HEAL & New Relic: A Match Made in ITOps Heaven

by | Jan 19, 2021

HEAL’s AI Powered Preventive Healing Platform Can Augment Your Existing New Relic Setup to Guarantee a Zero-Downtime Customer Experience

 

With HEAL, you can:

  • Generate early warning signals to proactively alert on impending issues even before they occur.
  • Create remediation workflows which provide dynamic workload shaping and resource optimization for preventive healing.
  • Minimize alert storms and provide correlated and time-synchronized contextual data pertaining to an incident to facilitate intelligent RCA.
  • Plan capacity more effectively by projecting behavior trends in conjunction with workload growth forecasts.

How preventive healing works
Preventive healing systems like HEAL rely on a patented technique called workload- behavior correlation where workload patterns and corresponding behavioral patterns are learned and baselined. Corrective action can be taken when an abnormal workload signature arrives before an incident even occurs. This essentially means that HEAL can identify future likely events and prevent them, in order to achieve what is lately being referred to as negative MTTR.

HEAL can take three types of preventive actions:

  • Autonomous healing: Workload Optimization to handle transaction surges​ and dynamic changes to infrastructure and deployment configurations in response to lead signals (early warnings).
  • Proactive healing: Identification of potential hot spots based on recurring lead signals, giving enough time to manually take preventive actions.
  • Projected healing: Workload growth projections, identification of capacity choke points​ as well as formulation of business-aligned capacity growth plans with what-if analysis.

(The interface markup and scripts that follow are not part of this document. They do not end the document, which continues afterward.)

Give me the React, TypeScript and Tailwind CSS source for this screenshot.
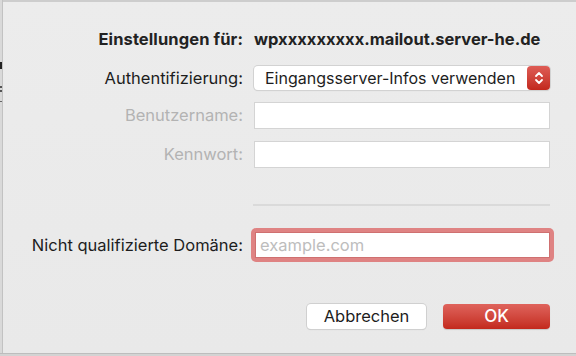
import React from "react";

export default function App() {
  const font = { fontFamily: "Inter, 'Helvetica Neue', Arial, sans-serif" };
  return (
    <div
      className="relative w-[576px] h-[356px] overflow-hidden bg-gradient-to-b from-[#ececec] to-[#e9e9e9] text-[#1d1d1d]"
      style={font}
    >
      {/* window chrome edges */}
      <div className="absolute left-0 top-0 w-full h-[2px] bg-[#cdcdcd]" />
      <div className="absolute left-0 top-0 h-full w-[2px] bg-[#d9d9d9]" />
      <div className="absolute left-[2px] top-0 h-full w-px bg-[#c2c2c2]" />
      <div className="absolute left-0 top-[62px] h-[7px] w-[2px] bg-[#222]" />
      <div className="absolute left-0 top-[86px] h-[2px] w-[2px] bg-[#555]" />
      <div className="absolute left-0 top-[90px] h-[2px] w-[2px] bg-[#555]" />
      <div className="absolute left-0 top-[101px] h-px w-[2px] bg-[#666]" />
      <div className="absolute left-0 bottom-[2px] w-full h-px bg-[#bdbdbd]" />
      <div className="absolute left-0 bottom-0 w-full h-[2px] bg-[#d3d3d3]" />

      <div className="flex flex-col pt-[28px]">
        <div className="grid grid-cols-[243px_296px] gap-x-[11px] items-center">
          {/* Title row */}
          <div className="h-[22px] flex items-center justify-end text-[16.5px] font-bold text-[#222] whitespace-nowrap tracking-[0.1px]">
            Einstellungen für:
          </div>
          <div className="h-[22px] flex items-center text-[16.5px] font-bold text-[#222] whitespace-nowrap">
            wpxxxxxxxxx.mailout.server-he.de
          </div>

          {/* Auth */}
          <div className="mt-[16px] h-[24px] flex items-center justify-end text-[16.5px] whitespace-nowrap">
            Authentifizierung:
          </div>
          <div className="mt-[16px] h-[24px] flex items-center rounded-[4px] bg-white shadow-[0_0_0_1px_#d2d2d2,0_1px_1px_rgba(0,0,0,0.12)] pl-[11px]">
            <span className="flex-1 text-[16px] whitespace-nowrap">Eingangsserver-Infos verwenden</span>
            <div className="w-[23px] h-[24px] rounded-[4px] bg-gradient-to-b from-[#de5c55] to-[#c2271c] flex items-center justify-center">
              <svg width="10" height="16" viewBox="0 0 10 16" fill="none" stroke="white" strokeWidth="1.8" strokeLinecap="round" strokeLinejoin="round">
                <path d="M2 6 L5 3 L8 6" />
                <path d="M2 10 L5 13 L8 10" />
              </svg>
            </div>
          </div>

          {/* Benutzername */}
          <div className="mt-[12px] h-[27px] flex items-center justify-end text-[16.5px] text-[#b3b3b3] whitespace-nowrap">
            Benutzername:
          </div>
          <div className="mt-[12px] h-[27px] bg-white border border-[#d4d4d4]" />

          {/* Kennwort */}
          <div className="mt-[12px] h-[27px] flex items-center justify-end text-[16.5px] text-[#b3b3b3] whitespace-nowrap">
            Kennwort:
          </div>
          <div className="mt-[12px] h-[27px] bg-white border border-[#d4d4d4]" />

          {/* Separator */}
          <div className="mt-[36px]" />
          <div className="mt-[36px] h-[2px] bg-[#dadada] -ml-[1px]" />

          {/* Domain */}
          <div className="mt-[22px] h-[34px] flex items-center justify-end text-[16.5px] whitespace-nowrap">
            Nicht qualifizierte Domäne:
          </div>
          <div className="mt-[22px] h-[34px] rounded-[5px] bg-[#df8383] p-[4px] -ml-[3px] -mr-[4px]">
            <div className="h-full bg-white flex items-center pl-[4px] text-[16.5px] text-[#bdbdbd] border border-[#cf7070]">
              example.com
            </div>
          </div>
        </div>

        {/* Buttons */}
        <div className="mt-[42px] flex justify-end pr-[26px] gap-[17px]">
          <button className="w-[119px] h-[25px] rounded-[4px] bg-white shadow-[0_0_0_1px_#d0d0d0,0_1px_1px_rgba(0,0,0,0.15)] text-[16.5px] text-[#1d1d1d] flex items-center justify-center">
            Abbrechen
          </button>
          <button className="w-[107px] h-[25px] rounded-[4px] bg-gradient-to-b from-[#df635c] to-[#c3281c] text-[17px] font-medium text-white flex items-center justify-center shadow-[0_1px_1px_rgba(0,0,0,0.15)]">
            OK
          </button>
        </div>
      </div>
    </div>
  );
}
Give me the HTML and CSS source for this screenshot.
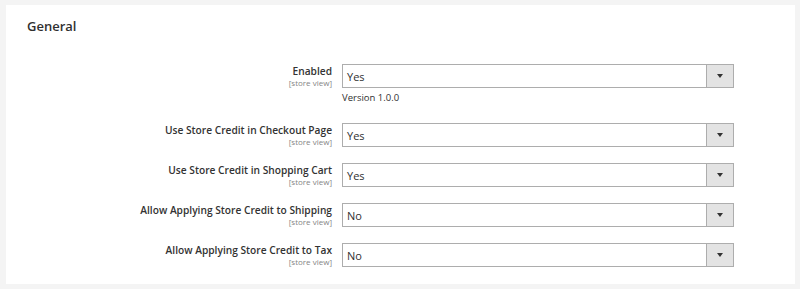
FILE: index.html
```html
<!DOCTYPE html>
<html>
<head>
<meta charset="utf-8">
<link rel="stylesheet" href="styles.css">
</head>
<body>
<div class="panel">
  <h2 class="title">General</h2>
  <div class="rows">
    <div class="row">
      <div class="label"><span class="name">Enabled</span><span class="scope">[store view]</span></div>
      <div class="control">
        <div class="select"><span class="value">Yes</span><span class="arrow"></span></div>
        <div class="note">Version 1.0.0</div>
      </div>
    </div>
    <div class="row">
      <div class="label"><span class="name">Use Store Credit in Checkout Page</span><span class="scope">[store view]</span></div>
      <div class="control">
        <div class="select"><span class="value">Yes</span><span class="arrow"></span></div>
      </div>
    </div>
    <div class="row">
      <div class="label"><span class="name">Use Store Credit in Shopping Cart</span><span class="scope">[store view]</span></div>
      <div class="control">
        <div class="select"><span class="value">Yes</span><span class="arrow"></span></div>
      </div>
    </div>
    <div class="row">
      <div class="label"><span class="name">Allow Applying Store Credit to Shipping</span><span class="scope">[store view]</span></div>
      <div class="control">
        <div class="select"><span class="value">No</span><span class="arrow"></span></div>
      </div>
    </div>
    <div class="row">
      <div class="label"><span class="name">Allow Applying Store Credit to Tax</span><span class="scope">[store view]</span></div>
      <div class="control">
        <div class="select"><span class="value">No</span><span class="arrow"></span></div>
      </div>
    </div>
  </div>
</div>
</body>
</html>
```
FILE: styles.css
```css
html, body {
  margin: 0;
  padding: 0;
  background: #f4f4f4;
  font-family: "Open Sans", "Liberation Sans", sans-serif;
  color: #303030;
}
body {
  padding: 5px 5px 5px 6px;
  height: 289px;
  box-sizing: border-box;
}
.panel {
  background: #fff;
  width: 789px;
  height: 279px;
  box-sizing: border-box;
  padding: 12px 0 0 21px;
}
.title {
  margin: 0;
  font-size: 13px;
  font-weight: 600;
  line-height: 18px;
  color: #303030;
}
.rows {
  display: flex;
  flex-direction: column;
  gap: 16px;
  margin-top: 29px;
}
.row {
  display: flex;
  align-items: flex-start;
}
.label {
  width: 305px;
  display: flex;
  flex-direction: column;
  align-items: flex-end;
  padding-top: 1px;
}
.name {
  font-size: 10.2px;
  font-weight: 600;
  line-height: 13px;
  color: #333;
}
.scope {
  font-size: 8px;
  line-height: 9px;
  color: #858585;
}
.control {
  margin-left: 10px;
  width: 392px;
}
.select {
  height: 24px;
  border: 1px solid #adadad;
  box-sizing: border-box;
  display: flex;
  align-items: center;
  background: #fff;
}
.value {
  flex: 1;
  padding-left: 4px;
  font-size: 11px;
  color: #303030;
}
.arrow {
  width: 26px;
  align-self: stretch;
  background: #e3e3e3;
  border-left: 1px solid #adadad;
  position: relative;
}
.arrow::after {
  content: "";
  position: absolute;
  left: 50%;
  top: 50%;
  margin-left: -3px;
  margin-top: -2px;
  border-left: 3px solid transparent;
  border-right: 3px solid transparent;
  border-top: 4px solid #333;
}
.note {
  font-size: 9.5px;
  line-height: 13px;
  margin-top: 3px;
  height: 16px;
  color: #303030;
}
```
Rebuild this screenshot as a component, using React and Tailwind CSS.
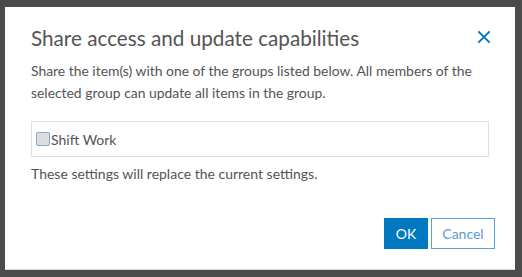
// Share access dialog over a dimmed page
export default function App() {
  return (
    <div className="w-[522px] h-[277px] bg-[#4b4b4b] pt-[7px] pl-[5px] overflow-hidden" style={{ fontFamily: "Lato, 'Noto Sans', sans-serif" }}>
      <div className="w-[510px] h-[263px] bg-white border-b border-[#d8d8d8] flex flex-col pl-[26px] pr-[26px] pt-[17px] text-[#545454]">
        {/* Header */}
        <div className="flex items-start justify-between">
          <h2 className="text-[20.7px] leading-[28px]">Share access and update capabilities</h2>
          <button className="mt-[6px] mr-[-2px] text-[#0079c1]">
            <svg width="14" height="14" viewBox="0 0 16 16" fill="none" stroke="currentColor" strokeWidth="2.2">
              <path d="M1.5 1.5l13 13M14.5 1.5l-13 13" />
            </svg>
          </button>
        </div>

        {/* Body */}
        <p className="mt-[8px] text-[13.9px] leading-[22px]">
          Share the item(s) with one of the groups listed below. All members of the selected group can update all items in the group.
        </p>

        <div className="mt-[17px] h-[36px] border border-[#e0e0e0] flex items-center pl-[4px]">
          <label className="flex items-center text-[14px]">
            <span className="w-[14px] h-[14px] border border-[#7fa7e0] bg-[#dcdcdc] rounded-[2px]" />
            <span className="ml-[1px]">Shift Work</span>
          </label>
        </div>

        <p className="mt-[6px] text-[14px] leading-[22px]">These settings will replace the current settings.</p>

        {/* Footer */}
        <div className="mt-auto mb-[20px] flex justify-end gap-[3px] mr-[-6px]">
          <button className="h-[31px] w-[44px] bg-[#0079c1] text-white text-[14px]">OK</button>
          <button className="h-[31px] w-[64px] border border-[#5aa2dc] text-[#5b9bd5] text-[14px]">Cancel</button>
        </div>
      </div>
    </div>
  );
}
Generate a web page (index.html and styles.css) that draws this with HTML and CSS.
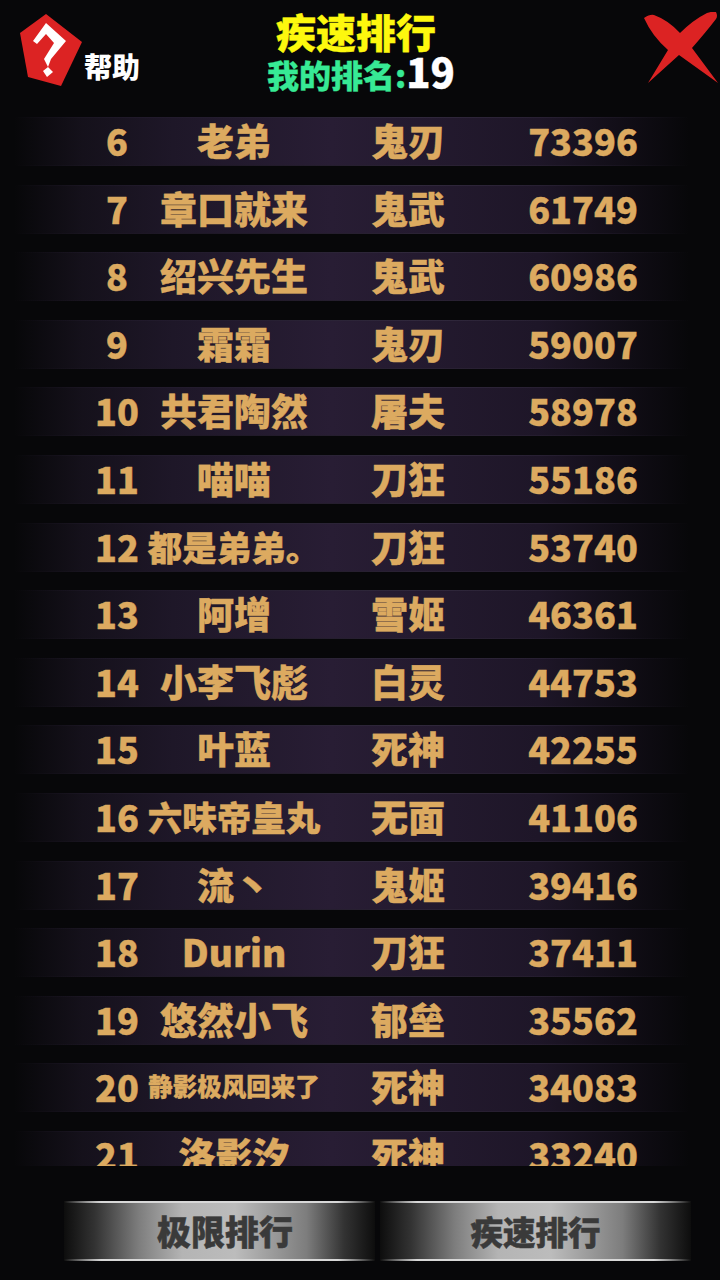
FILE: index.html
```html
<!DOCTYPE html>
<html lang="zh-CN">
<head>
<meta charset="utf-8">
<meta name="viewport" content="width=device-width, initial-scale=1">
<title>疾速排行</title>
<link rel="stylesheet" href="styles.css">
</head>
<body>

<div class="header">
  <div class="help">
    <svg class="help-icon" width="62" height="72" viewBox="20 14 62 72">
      <polygon points="46,14 82,42 61,86 28,77 20,33" fill="#dc2323"/>
      <path d="M33 41 L46 23 L66 41 L51 59 L48 67 L44 59 L54 43 L46 34 L37 44 Z" fill="#fff"/>
      <polygon points="48,67 53,72 47,77 43,71" fill="#fff"/>
    </svg>
    <span class="help-text">帮助</span>
  </div>
  <div class="title-box">
    <div class="title">疾速排行</div>
    <div class="my-rank">我的排名:<span class="my-rank-num">19</span></div>
  </div>
  <svg class="close" width="76" height="72" viewBox="644 12 76 72">
    <path d="M644 18 Q650 14 654 15 Q668 20 680 33 Q693 20 707 13 Q713 11 716 12 Q718 16 716 19 Q706 32 692 48 L718 83 L679 55 L648 83 L668 50 Q652 36 644 18 Z" fill="#dc2323"/>
  </svg>
</div>

<div class="list">
  <div class="row"><span class="rank">6</span><span class="name">老弟</span><span class="job">鬼刃</span><span class="score">73396</span></div>
  <div class="row"><span class="rank">7</span><span class="name">章口就来</span><span class="job">鬼武</span><span class="score">61749</span></div>
  <div class="row"><span class="rank">8</span><span class="name">绍兴先生</span><span class="job">鬼武</span><span class="score">60986</span></div>
  <div class="row"><span class="rank">9</span><span class="name">霜霜</span><span class="job">鬼刃</span><span class="score">59007</span></div>
  <div class="row"><span class="rank">10</span><span class="name">共君陶然</span><span class="job">屠夫</span><span class="score">58978</span></div>
  <div class="row"><span class="rank">11</span><span class="name">喵喵</span><span class="job">刀狂</span><span class="score">55186</span></div>
  <div class="row"><span class="rank">12</span><span class="name name-m">都是弟弟。</span><span class="job">刀狂</span><span class="score">53740</span></div>
  <div class="row"><span class="rank">13</span><span class="name">阿增</span><span class="job">雪姬</span><span class="score">46361</span></div>
  <div class="row"><span class="rank">14</span><span class="name">小李飞彪</span><span class="job">白灵</span><span class="score">44753</span></div>
  <div class="row"><span class="rank">15</span><span class="name">叶蓝</span><span class="job">死神</span><span class="score">42255</span></div>
  <div class="row"><span class="rank">16</span><span class="name name-m">六味帝皇丸</span><span class="job">无面</span><span class="score">41106</span></div>
  <div class="row"><span class="rank">17</span><span class="name">流丶</span><span class="job">鬼姬</span><span class="score">39416</span></div>
  <div class="row"><span class="rank">18</span><span class="name">Durin</span><span class="job">刀狂</span><span class="score">37411</span></div>
  <div class="row"><span class="rank">19</span><span class="name">悠然小飞</span><span class="job">郁垒</span><span class="score">35562</span></div>
  <div class="row"><span class="rank">20</span><span class="name name-s">静影极风回来了</span><span class="job">死神</span><span class="score">34083</span></div>
  <div class="row"><span class="rank">21</span><span class="name">洛影汐</span><span class="job">死神</span><span class="score">33240</span></div>
</div>

<div class="tabs">
  <div class="tab tab-left">极限排行</div>
  <div class="tab tab-right">疾速排行</div>
</div>

</body>
</html>
```

FILE: styles.css
```css
* { box-sizing: border-box; }
html, body { height: 100%; }
body {
  margin: 0;
  width: 720px;
  height: 1280px;
  overflow: hidden;
  background: #070709;
  font-family: "Noto Sans CJK SC", "Noto Sans", sans-serif;
  font-weight: 900;
}

.header {
  display: grid;
  grid-template-columns: 236px 240px 1fr;
  height: 111px;
}
.help {
  display: flex;
  align-items: flex-start;
  padding: 14px 0 0 20px;
}
.help-text {
  margin: 34px 0 0 2px;
  font-size: 28px;
  line-height: 36px;
  color: #fff;
}
.title-box { text-align: center; }
.title {
  margin-top: 8px;
  font-size: 40px;
  line-height: 46px;
  color: #fdf80e;
  -webkit-text-stroke: 0.4px #fdf80e;
}
.my-rank {
  margin-top: -3px;
  padding-left: 10px;
  font-size: 32px;
  line-height: 40px;
  color: #37ea95;
  white-space: nowrap;
  -webkit-text-stroke: 0.3px #37ea95;
}
.my-rank-num {
  font-size: 40px;
  color: #fff;
  -webkit-text-stroke: 0.3px #fff;
}
.close { justify-self: end; margin-top: 12px; }

.list {
  display: flex;
  flex-direction: column;
  gap: 18.6px;
  height: 1055px;
  padding-top: 6px;
  overflow: hidden;
}
.row {
  flex: none;
  display: grid;
  grid-template-columns: 90px 54px 180px 36px 96px 54px 146px;
  align-items: center;
  width: 690px;
  height: 49px;
  padding-bottom: 3px;
  font-size: 36px;
  line-height: 46px;
  color: #dcaa60;
  text-align: center;
  -webkit-text-stroke: 0.4px #dcaa60;
  background:
    linear-gradient(90deg, #07070900 2%, #231c2e 30%, #30283c 60%, #07070900 100%) top / 100% 1px no-repeat,
    linear-gradient(90deg, #07070900 2%, #1e1826 30%, #2a2234 60%, #07070900 100%) bottom / 100% 1px no-repeat,
    linear-gradient(90deg, #07070900 2%, #15111b 12%, #1e1728 25%, #281d34 48%, #1e1628 78%, #07070900 100%);
}
.rank { grid-column: 2; white-space: nowrap; }
.name { grid-column: 3; white-space: nowrap; font-size: 37px; }
.name-m { font-size: 34.5px; }
.name-s { font-size: 24.5px; }
.job { grid-column: 5; white-space: nowrap; font-size: 37px; }
.score { grid-column: 7; }

.tabs {
  display: flex;
  gap: 5px;
  margin: 35px 0 0 64px;
}
.tab {
  width: 311px;
  height: 60px;
  line-height: 56px;
  text-align: center;
  color: #3a3a3a;
  -webkit-text-stroke: 0.5px #3a3a3a;
  border-top: 2px solid transparent;
  border-bottom: 2px solid transparent;
  background:
    linear-gradient(90deg, #0a0a0a00 0%, #d8d8d8 12%, #d8d8d8 88%, #0a0a0a00 100%) top / 100% 2px no-repeat border-box,
    linear-gradient(90deg, #0a0a0a00 0%, #d8d8d8 12%, #d8d8d8 88%, #0a0a0a00 100%) bottom / 100% 2px no-repeat border-box,
    linear-gradient(90deg, #0d0d0d 0%, #333 10%, #7d7d7d 24%, #b4b4b4 38%, #bcbcbc 55%, #7d7d7d 78%, #333 90%, #0d0d0d 100%) border-box;
}
.tab-left { padding-left: 11px; font-size: 34px; }
.tab-right { font-size: 32.5px; }
```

HEAL not only pre-emptively alerts teams on an impending incident, but also captures adequate time-synchronized context along with an event, so the sequence of events leading to an anomaly can be zeroed in on. This helps shift from MTTR to the number of incidents averted and the Mean Time Between Failures (MTBF) as the key metrics to focus on.

HEAL and New Relic
HEAL integrates seamlessly with other AIOps tools and can ingest telemetry data collected by then through an Ingestion API.

Once this data is ingested by HEAL, our Machine Learning Engine (MLE) gets to work. In batch mode, MLE can examine the workload and behavior metrics in correlation and perform Application Behavior Learning to establish baselines for expected system behavior in response to key workload signatures.

Once this step is complete and the initial set of models is ready, HEAL’s streaming analytics pipeline can pull metric data from New Relic in real-time. This will give rise to signals – the term that HEAL uses for anomaly events – on live data.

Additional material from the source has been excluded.